Hawaiian Airlines elected to conduct such a survey for our Pago Pago service because our projected fuel consumption was different from the actual consumption, indicating a possible weight discrepancy. We used the survey requirements outlined in the FAA Advisory Circular. We have done similar weight surveys in our Asian markets, where the average weight was lower than assumed. This is also important to know for weight and balance issues.

The Pago Pago average weights were higher than assumed by about 30 pounds [13.6kg]. Using the new weights, a full row of adults may theoretically exceed the load limitations of the floor in a row in extreme circumstances (such as a crash landing). Keeping one seat open or ensuring a seat is filled with a child mitigates that risk.

Why can’t passengers pre-select seats?

We want to make sure that we can seat families and couples together on the aircraft. Because of the weight distribution limitations, the most efficient way to do that is by assigning seats at the airport. Some have asked why we can’t redesign our website to support the weight management parameters. Most of the travel in Pago Pago is booked by agencies through global systems that we don’t control, so that won’t be helpful.

Are passengers still being weighed?

No. The survey took place for six months beginning in February. It was completed in August.

Does this mean the aircraft have been unsafe?

Not at all. Our aircraft are safe. This is about making sure the collective weight of each row is within the aircraft manufacturer’s guidelines for floor load in extreme circumstances.

Why not limit the carry-on luggage instead?

Since this is about weight distribution throughout the cabin, even if the carry-on weight is reduced for this route, the restrictions would still need to be in place. Please note that assigning seats is the most efficient way to properly distribute weight within the cabin. This also allows us to make sure that families with children are seated together, for example, and it minimizes the confusion created by changing pre-selected seats.
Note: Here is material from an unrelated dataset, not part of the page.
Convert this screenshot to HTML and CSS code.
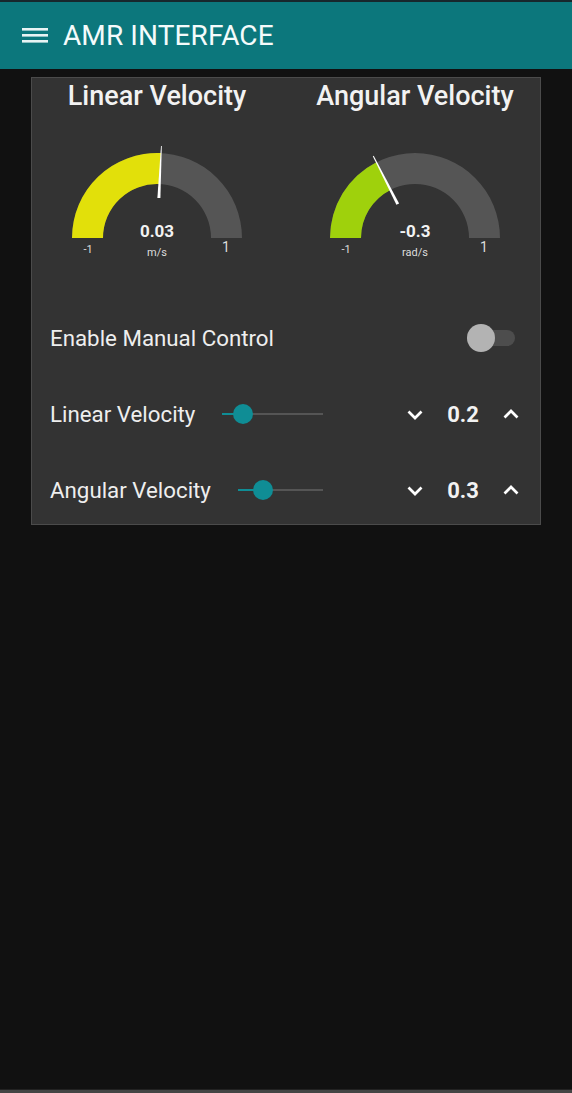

News reports suggest that Hawaiian Airlines will be assigning seats based on passenger weight. Is that true?

No. Individual passenger weights are not relevant to us. Using the new weights, a full row of adults may theoretically exceed the load limitations of the floor in a row in extreme circumstances (such as a crash landing). Keeping one seat open or ensuring a seat is filled with a child mitigates that risk.

Will guests on Pago Pago flights be able to select seats in the future?

At this time, based on current factors, manual seat assignments will remain in place. As stated earlier, we frequently review operational data for all routes to determine how to best manage weight distribution. Should anything change, we will let our customers know.

What are my options if I’m unhappy with my airport seat assignment?

Our agents will make every effort to accommodate passengers in seats that are satisfactory to them.